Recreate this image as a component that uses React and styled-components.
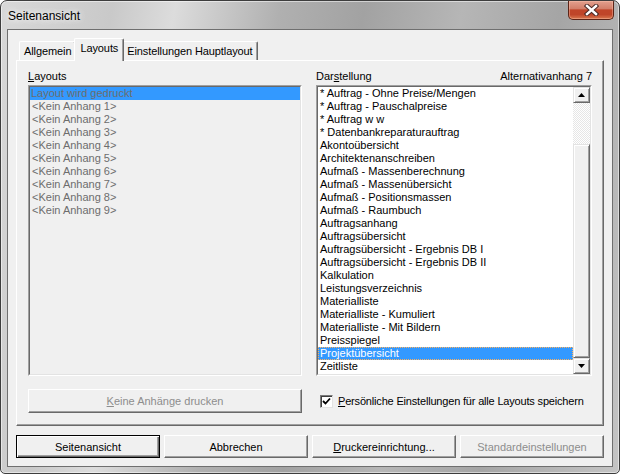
import styled, { createGlobalStyle } from "styled-components";

const GlobalStyle = createGlobalStyle`
  html, body {
    margin: 0;
    padding: 0;
    background: #ffffff;
  }
  body {
    font-family: "Liberation Sans", Arial, sans-serif;
    font-size: 11px;
    color: #000;
  }
`;

const Window = styled.div`
  width: 620px;
  height: 474px;
  box-sizing: border-box;
  border: 1px solid #3d3d3d;
  border-radius: 7px 7px 5px 5px;
  background: linear-gradient(100deg, #d8d8d8 0%, #c9c9c9 16%, #dcdcdc 25%, #b0b0b0 40%, #a2a2a2 52%, #b6b6b6 66%, #a5a5a5 80%, #c4c4c4 100%);
  box-shadow: inset 0 0 0 1px rgba(255, 255, 255, 0.5);
  display: flex;
  flex-direction: column;
  padding: 0 6px 6px;
  overflow: hidden;
`;

const TitleBar = styled.div`
  height: 28px;
  display: flex;
  justify-content: space-between;
  align-items: center;
  padding-left: 1px;
`;

const Title = styled.span`
  font-size: 12px;
  color: #000;
  text-shadow: 0 0 6px rgba(255, 255, 255, 0.9), 0 0 10px rgba(255, 255, 255, 0.7);
  margin-top: 2px;
`;

const CloseButton = styled.div`
  align-self: flex-start;
  width: 46px;
  height: 19px;
  margin-right: -1px;
  box-sizing: border-box;
  border: 1px solid #5b2417;
  border-top: none;
  border-radius: 0 0 5px 5px;
  background: linear-gradient(#e2a08e 0%, #d27f6a 42%, #c04529 50%, #bf4529 75%, #d8784f 100%);
  box-shadow: inset 0 0 0 1px rgba(255, 200, 180, 0.4);
  display: flex;
  align-items: center;
  justify-content: center;
`;

const Client = styled.div`
  flex: 1;
  border: 1px solid #6f6f6f;
  background: #f0f0f0;
  padding: 8px;
  display: flex;
  flex-direction: column;
`;

const TabStrip = styled.div`
  height: 22px;
  display: flex;
  align-items: flex-end;
  padding-left: 3px;
`;

const Tab = styled.div`
  box-sizing: border-box;
  height: ${(p) => (p.$active ? "23px" : "19px")};
  margin: ${(p) => (p.$active ? "0 -2px -1px" : "0")};
  padding: ${(p) => (p.$active ? "3px 5px 0 5px" : "3px 4px 0 4px")};
  position: relative;
  z-index: ${(p) => (p.$active ? 1 : 0)};
  background: #f0f0f0;
  border-top: 1px solid #ffffff;
  border-left: 1px solid #ffffff;
  border-right: 1px solid #696969;
  box-shadow: inset -1px 0 0 #a0a0a0;
  border-radius: 2px 2px 0 0;
  line-height: 13px;
  white-space: nowrap;
  letter-spacing: -0.1px;
`;

const Panel = styled.div`
  height: 366px;
  box-sizing: border-box;
  border-top: 1px solid #ffffff;
  border-left: 1px solid #ffffff;
  border-right: 1px solid #696969;
  border-bottom: 1px solid #696969;
  box-shadow: inset -1px -1px 0 #a0a0a0;
  padding: 8px 11px 12px 11px;
  display: grid;
  grid-template-columns: 274px 276px;
  column-gap: 14px;
`;

const Column = styled.div`
  display: flex;
  flex-direction: column;
`;

const LabelRow = styled.div`
  height: 14px;
  line-height: 14px;
  margin-bottom: 2px;
  display: flex;
  justify-content: space-between;
  white-space: nowrap;
`;

const ListFrame = styled.div`
  height: 291px;
  box-sizing: border-box;
  border: 1px solid;
  border-color: #a0a0a0 #ffffff #ffffff #a0a0a0;
  display: flex;
`;

const ListBox = styled.div`
  flex: 1;
  display: flex;
  border: 1px solid;
  border-color: #696969 #e3e3e3 #e3e3e3 #696969;
  background: ${(p) => (p.$disabled ? "#f0f0f0" : "#ffffff")};
  overflow: hidden;
`;

const Items = styled.div`
  flex: 1;
  min-width: 0;
  display: flex;
  flex-direction: column;
`;

const Row = styled.div`
  height: 13px;
  line-height: 13px;
  padding-left: ${(p) => (p.$indent ? "2px" : "1px")};
  white-space: nowrap;
  color: ${(p) => (p.$disabled ? "#6d6d6d" : p.$selected ? "#ffffff" : "#000000")};
  background: ${(p) => (p.$selected ? "#3399ff" : "transparent")};
  outline: ${(p) => (p.$focus ? "1px dotted #ffb15c" : "none")};
  outline-offset: -1px;
`;

const ScrollBar = styled.div`
  width: 17px;
  flex-shrink: 0;
  display: flex;
  flex-direction: column;
  background: repeating-conic-gradient(#ffffff 0 25%, #e6e6e6 0 50%) 0 0 / 2px 2px;
`;

const Raised = styled.div`
  box-sizing: border-box;
  background: #f0f0f0;
  border: 1px solid;
  border-color: #e3e3e3 #696969 #696969 #e3e3e3;
  box-shadow: inset 1px 1px 0 #ffffff, inset -1px -1px 0 #a0a0a0;
`;

const ScrollButton = styled(Raised)`
  height: 16px;
  display: flex;
  align-items: center;
  justify-content: center;
`;

const TrackGap = styled.div`
  height: 41px;
`;

const Thumb = styled(Raised)`
  flex: 1;
`;

const PushButton = styled.div`
  box-sizing: border-box;
  height: ${(p) => p.$h || "23px"};
  background: #f0f0f0;
  border: 1px solid;
  border-color: ${(p) => (p.$default ? "#000000" : "#ffffff #696969 #696969 #ffffff")};
  box-shadow: ${(p) =>
    p.$default
      ? "inset 1px 1px 0 #ffffff, inset -1px -1px 0 #696969, inset -2px -2px 0 #a0a0a0"
      : "inset -1px -1px 0 #a0a0a0"};
  display: flex;
  align-items: center;
  justify-content: center;
  color: ${(p) => (p.$disabled ? "#8d8d8d" : "#000000")};
  white-space: nowrap;
`;

const LowerButton = styled(PushButton)`
  margin-top: 13px;
`;

const CheckRow = styled.div`
  height: 24px;
  margin-top: 13px;
  padding-left: 4px;
  display: flex;
  align-items: center;
  gap: 5px;
  white-space: nowrap;
  letter-spacing: -0.18px;
`;

const CheckBox = styled.div`
  width: 13px;
  height: 13px;
  box-sizing: border-box;
  border: 1px solid;
  border-color: #7a7a7a #e3e3e3 #e3e3e3 #7a7a7a;
  box-shadow: inset 1px 1px 0 #404040;
  background: #ffffff;
  display: flex;
  align-items: center;
  justify-content: center;
`;

const ButtonRow = styled.div`
  margin-top: 9px;
  display: grid;
  grid-template-columns: repeat(4, 144px);
  column-gap: 4px;
`;

const Arrow = ({ down }) => (
  <svg width="7" height="4" viewBox="0 0 7 4">
    <polygon points={down ? "0,0 7,0 3.5,4" : "0,4 7,4 3.5,0"} fill="#000" />
  </svg>
);

const CloseGlyph = () => (
  <svg width="15" height="12" viewBox="0 0 15 12">
    <g strokeLinecap="square">
      <path d="M3 2 L12 10 M12 2 L3 10" stroke="#4a2a26" strokeWidth="4.4" />
      <path d="M3 2 L12 10 M12 2 L3 10" stroke="#ffffff" strokeWidth="2.4" />
    </g>
  </svg>
);

const CheckMark = () => (
  <svg width="9" height="9" viewBox="0 0 9 9">
    <path d="M1 4 L3.5 6.5 L8 1.5" stroke="#000" strokeWidth="1.8" fill="none" />
  </svg>
);

const attachments = [1, 2, 3, 4, 5, 6, 7, 8, 9].map((n) => `<Kein Anhang ${n}>`);

const layouts = [
  "* Auftrag - Ohne Preise/Mengen",
  "* Auftrag - Pauschalpreise",
  "* Auftrag w w",
  "* Datenbankreparaturauftrag",
  "Akontoübersicht",
  "Architektenanschreiben",
  "Aufmaß - Massenberechnung",
  "Aufmaß - Massenübersicht",
  "Aufmaß - Positionsmassen",
  "Aufmaß - Raumbuch",
  "Auftragsanhang",
  "Auftragsübersicht",
  "Auftragsübersicht - Ergebnis DB I",
  "Auftragsübersicht - Ergebnis DB II",
  "Kalkulation",
  "Leistungsverzeichnis",
  "Materialliste",
  "Materialliste - Kumuliert",
  "Materialliste - Mit Bildern",
  "Preisspiegel",
  "Projektübersicht",
  "Zeitliste",
];

export default function App() {
  return (
    <>
      <GlobalStyle />
      <Window>
        <TitleBar>
          <Title>Seitenansicht</Title>
          <CloseButton>
            <CloseGlyph />
          </CloseButton>
        </TitleBar>
        <Client>
          <TabStrip>
            <Tab>Allgemein</Tab>
            <Tab $active>Layouts</Tab>
            <Tab>Einstellungen Hauptlayout</Tab>
          </TabStrip>
          <Panel>
            <Column>
              <LabelRow>
                <span>
                  <u>L</u>ayouts
                </span>
              </LabelRow>
              <ListFrame>
                <ListBox $disabled>
                  <Items>
                    <Row $disabled $selected>
                      Layout wird gedruckt
                    </Row>
                    {attachments.map((a) => (
                      <Row key={a} $disabled $indent>
                        {a}
                      </Row>
                    ))}
                  </Items>
                </ListBox>
              </ListFrame>
              <LowerButton $disabled $h="24px">
                <span>
                  <u>K</u>eine Anhänge drucken
                </span>
              </LowerButton>
            </Column>
            <Column>
              <LabelRow>
                <span>
                  Dar<u>s</u>tellung
                </span>
                <span>Alternativanhang 7</span>
              </LabelRow>
              <ListFrame>
                <ListBox>
                  <Items>
                    {layouts.map((l) => (
                      <Row
                        key={l}
                        $indent
                        $selected={l === "Projektübersicht"}
                        $focus={l === "Projektübersicht"}
                      >
                        {l}
                      </Row>
                    ))}
                  </Items>
                  <ScrollBar>
                    <ScrollButton>
                      <Arrow />
                    </ScrollButton>
                    <TrackGap />
                    <Thumb />
                    <ScrollButton>
                      <Arrow down />
                    </ScrollButton>
                  </ScrollBar>
                </ListBox>
              </ListFrame>
              <CheckRow>
                <CheckBox>
                  <CheckMark />
                </CheckBox>
                <span>
                  <u>P</u>ersönliche Einstellungen für alle Layouts speichern
                </span>
              </CheckRow>
            </Column>
          </Panel>
          <ButtonRow>
            <PushButton $default>Seitenansicht</PushButton>
            <PushButton>Abbrechen</PushButton>
            <PushButton>
              <span>
                <u>D</u>ruckereinrichtung...
              </span>
            </PushButton>
            <PushButton $disabled>Standardeinstellungen</PushButton>
          </ButtonRow>
        </Client>
      </Window>
    </>
  );
}
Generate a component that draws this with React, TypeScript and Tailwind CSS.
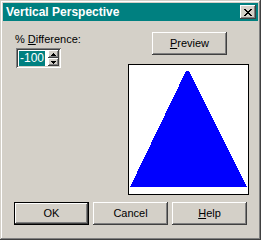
------------------------------------------------------------------------
Of all the lines in the entries, how many contain the word "that"? Give only the number.

2